La tortuga, haciendo acopio de su sabiduría para la calma y el convencimiento, enredó a la Liebre para que la retase una carrera imponiendo incluso dos condiciones, aunque no estuviera en situación de exigir pero la liebre no lo dudó. Ayudó a la tortuga a colocarse sobre sus cuatro patas y salió corriendo hacia el viejo roble de la cima que era, la morada de la tortuga y el punto de encuentro para la carrera. La tortuga dejó muy claro que si la liebre no estaba allí cuando ella llegase, habrían perdido por segunda vez las liebres frente las tortugas.
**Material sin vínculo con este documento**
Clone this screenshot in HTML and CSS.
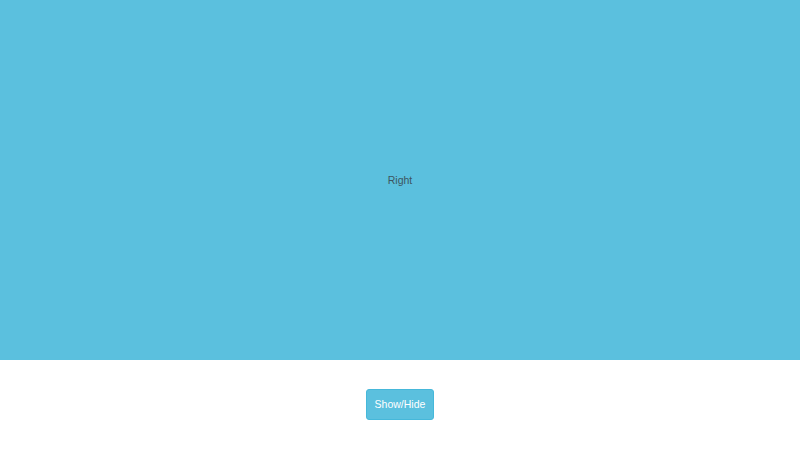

En no más de tres saltos, la liebre desapareció de la vista de la tortuga que comenzó a dar sus primeros pasos.

Unos gemidos provenían de detrás de unos arbustos que no dejaban de tremular. La tortuga se acercó curiosa y pudo ver como una zorra estaba acabando con la vida de cinco lebratos jóvenes, le hizo frente a la zorra y se ocultó en su caparazón guardando un sitio para cuantos se quisieran meter. Tan sólo uno saltó dentro, quedando al cobijo del caparazón, junto a la tortuga hasta que todo quedó en silencio. Cuando la tortuga comprobó que el peligro había pasado sacó fuera al lebrato, que exhausto quedó dormido en sus brazos. Ella lo colocó sobre su caparazón y comenzó a subir la ladera de la montaña hacia el viejo roble. No tomó aliento hasta llegar al límite de la carretera. Al cruzar en frente, vio el cuerpo de la liebre abatido, posiblemente, por el parachoques de un coche. Aún más cuidado puso en sus pasos para que el pequeño no despertase y contemplase aquella fotografía de su madre. Ahora más calmada, sin la prisa por llegar, comenzó a pensar qué debía hacer con la pequeña liebre. Cuando estuvo en el calor del hogar, el pequeño despertó y comenzó a dar saltos a su alrededor. La tortuga se convirtió en su mamá y se ocupó de su educación, pero como esta nada sabía de liebres decidió criarla como una verdadera tortuga.

Nuestro pequeño se hizo mayor y con el tiempo murió ese azogue en su sangre, su espíritu encontró la calma y la liebre no se movía ni vivía como una liebre sino como una tortuga. Caminaba lentamente sobre sus dos patas traseras, con las orejas caídas y el gesto serio, apagado. Vagaba de un sitio a otro, sin sentido, arrastrando una triste sombra. La tortuga un buen día se sentó junto a la liebre y le contó todo el episodio, devolviendo aquellas imágenes a la memoria de la liebre.
No pasó ni una semana desde aquella conversación; y en la morada del viejo roble, descansaba en su sofá una liebre, con los pies abrigados del frío por una piel curtida de zorra, mientras reposaba un té caliente, sobre un caparazón de tortuga que le hacía de mesa.